Use feature flags, traffic splitting, and automated rollback to limit the impact of chaos experiments:

  • Start small. Kill one pod before killing 50%.
  • Use canary traffic. Route only internal or test traffic to the affected component.
  • Set automatic abort conditions. If error rate exceeds 5%, abort the experiment immediately.
  • Run during low-traffic windows until you have confidence in the experiment design.
  • Always have a kill switch. Every experiment must be stoppable in seconds.

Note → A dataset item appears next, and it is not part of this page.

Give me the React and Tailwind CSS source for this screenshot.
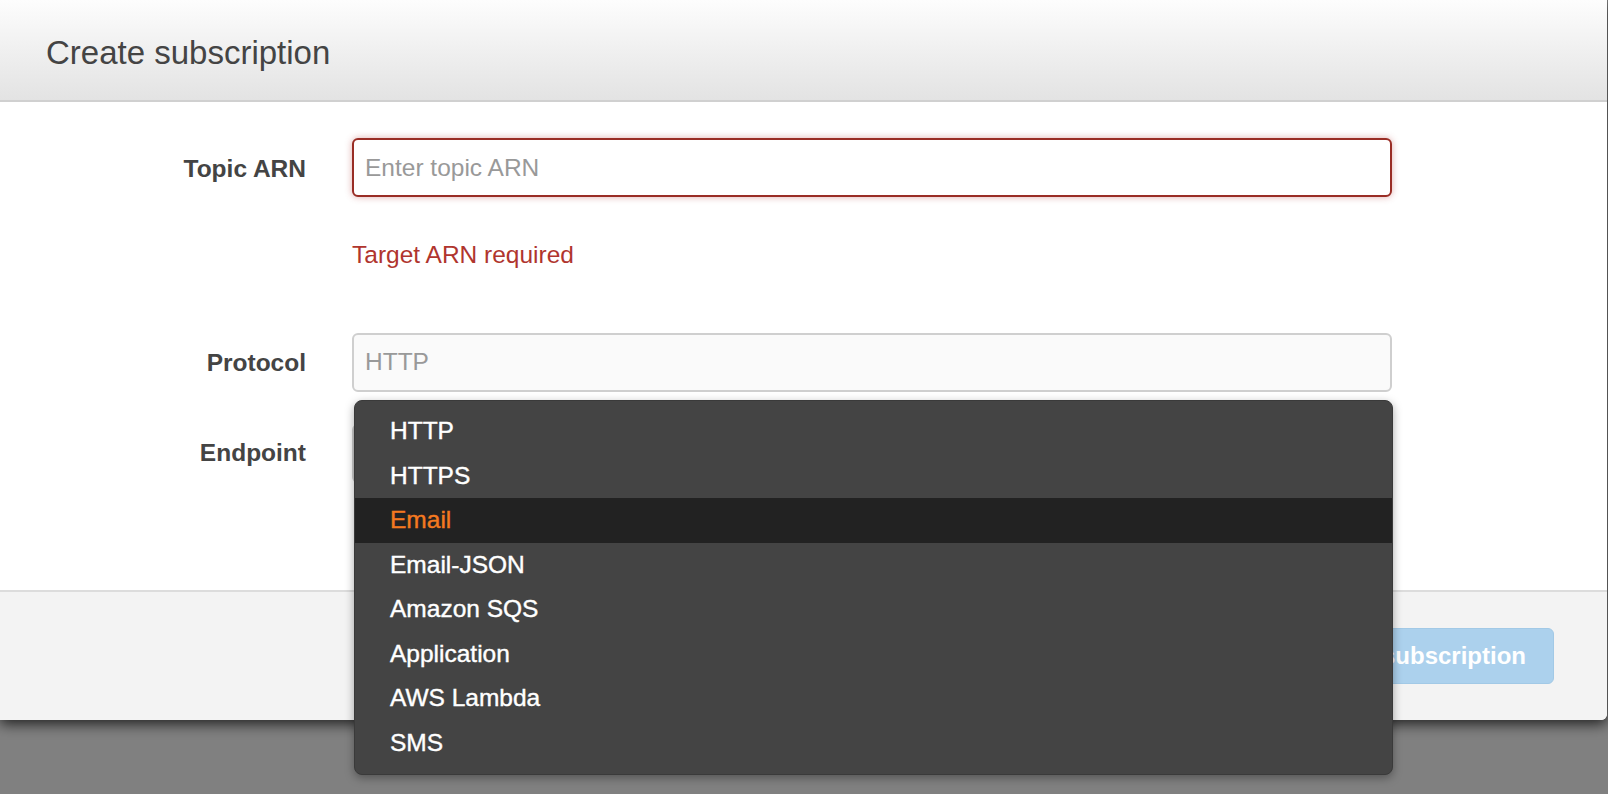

Common Mistakes in Chaos Engineering

Mistake Why It Happens How to Avoid
No steady state definition Teams skip straight to breaking things Require a written hypothesis before every experiment
Testing only in staging Fear of production impact Graduate experiments through environments with increasing blast radius
One-time experiments "We tested it once, it passed" Automate experiments on a schedule
No kill switch Overconfidence in the experiment design Every experiment must have an automatic abort condition
Blaming chaos for outages Misunderstanding the purpose Chaos experiments should be boring -- they confirm resilience, not create incidents
Starting too big Ambition outpaces maturity Kill one pod first. Network partition can wait

Getting Buy-In for Chaos Engineering

QA architects often need to convince stakeholders that deliberately breaking production is a good idea. Frame it this way:

  1. "We are not breaking things. We are discovering how they break." The failures already exist as possibilities. Chaos engineering finds them proactively.
  2. "Every major outage is an unplanned chaos experiment." The question is not whether failures will occur, but whether you discover them on your terms or your customers discover them on theirs.
  3. "Chaos experiments reduce incident severity." Teams that practice chaos regularly have shorter recovery times because they have already practiced the response.
  4. "Start in staging, graduate to production." This reassures stakeholders that you are not being reckless.

Document every experiment result, especially the weaknesses you find and fix. A track record of "we found and fixed X before customers were affected" is the strongest argument for continuing the practice.